▶ **Set exercise**
Records follow. Select each line holding "that".

[BEGIN Data excerpts]

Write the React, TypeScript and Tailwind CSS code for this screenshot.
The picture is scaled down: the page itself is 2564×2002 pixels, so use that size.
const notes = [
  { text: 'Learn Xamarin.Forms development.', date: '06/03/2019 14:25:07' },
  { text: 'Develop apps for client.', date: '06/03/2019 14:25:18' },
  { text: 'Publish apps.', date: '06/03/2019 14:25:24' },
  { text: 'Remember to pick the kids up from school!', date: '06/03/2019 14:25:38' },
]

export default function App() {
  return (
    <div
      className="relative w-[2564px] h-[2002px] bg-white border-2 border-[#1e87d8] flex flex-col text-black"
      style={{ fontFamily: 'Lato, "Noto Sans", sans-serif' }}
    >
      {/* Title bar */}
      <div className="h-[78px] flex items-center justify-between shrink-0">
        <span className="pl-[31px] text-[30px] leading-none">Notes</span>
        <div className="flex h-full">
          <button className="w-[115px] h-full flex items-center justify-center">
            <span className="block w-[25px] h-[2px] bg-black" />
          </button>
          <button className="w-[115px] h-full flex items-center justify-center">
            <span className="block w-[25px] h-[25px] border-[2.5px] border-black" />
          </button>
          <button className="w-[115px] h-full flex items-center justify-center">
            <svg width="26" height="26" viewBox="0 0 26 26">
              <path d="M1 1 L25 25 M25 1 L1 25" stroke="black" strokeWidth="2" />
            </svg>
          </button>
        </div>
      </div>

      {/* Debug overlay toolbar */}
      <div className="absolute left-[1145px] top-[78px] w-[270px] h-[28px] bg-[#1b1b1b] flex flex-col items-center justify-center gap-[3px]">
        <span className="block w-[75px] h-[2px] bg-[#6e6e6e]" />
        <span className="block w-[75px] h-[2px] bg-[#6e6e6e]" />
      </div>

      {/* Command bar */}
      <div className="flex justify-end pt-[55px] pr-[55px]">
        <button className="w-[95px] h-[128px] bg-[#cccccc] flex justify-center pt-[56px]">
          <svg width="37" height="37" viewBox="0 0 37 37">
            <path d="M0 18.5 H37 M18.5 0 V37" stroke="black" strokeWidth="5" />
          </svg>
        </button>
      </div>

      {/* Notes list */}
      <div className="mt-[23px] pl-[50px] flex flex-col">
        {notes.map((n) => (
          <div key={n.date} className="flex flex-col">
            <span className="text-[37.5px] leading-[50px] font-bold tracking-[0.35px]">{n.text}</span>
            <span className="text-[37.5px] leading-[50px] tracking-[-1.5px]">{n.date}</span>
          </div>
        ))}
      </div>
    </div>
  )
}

[END Data excerpts]
[BEGIN Data excerpts]

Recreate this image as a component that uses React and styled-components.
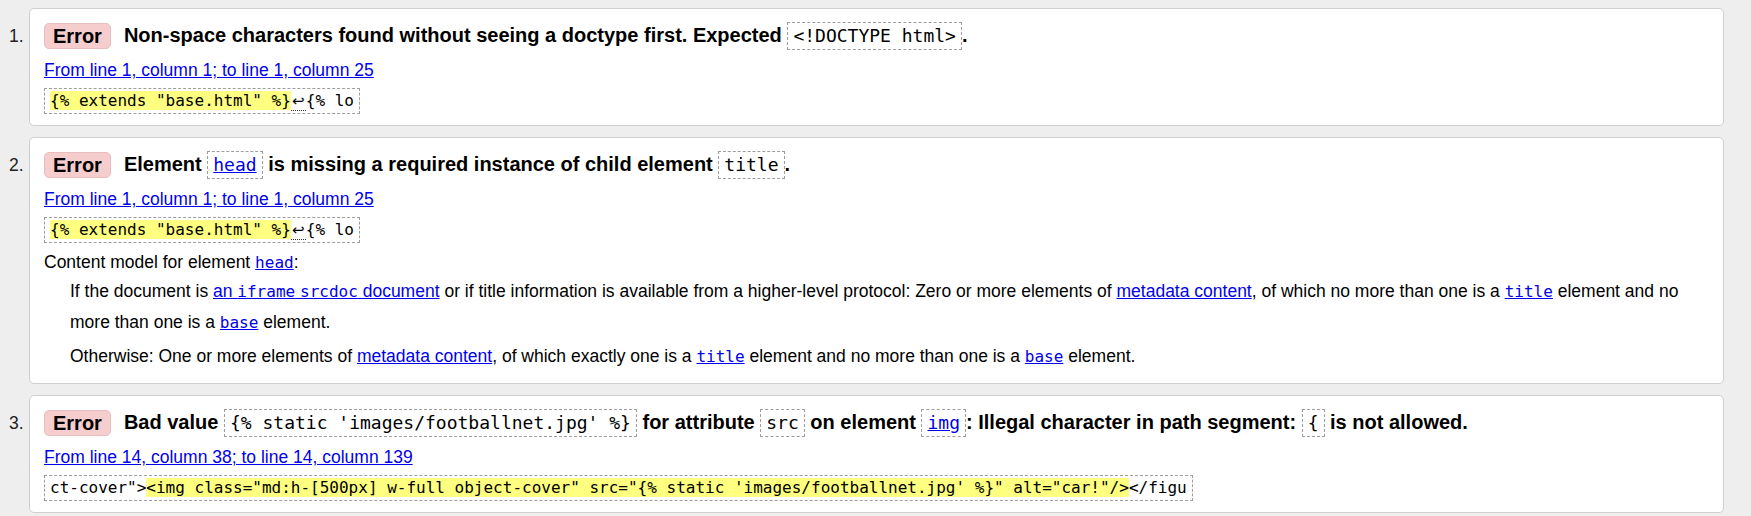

[END Data excerpts]

▶ **Finished exercise**
The picture is scaled down: the page itself is 2564×2002 pixels, so use that size.
Recreate this image as a component that uses React and styled-components.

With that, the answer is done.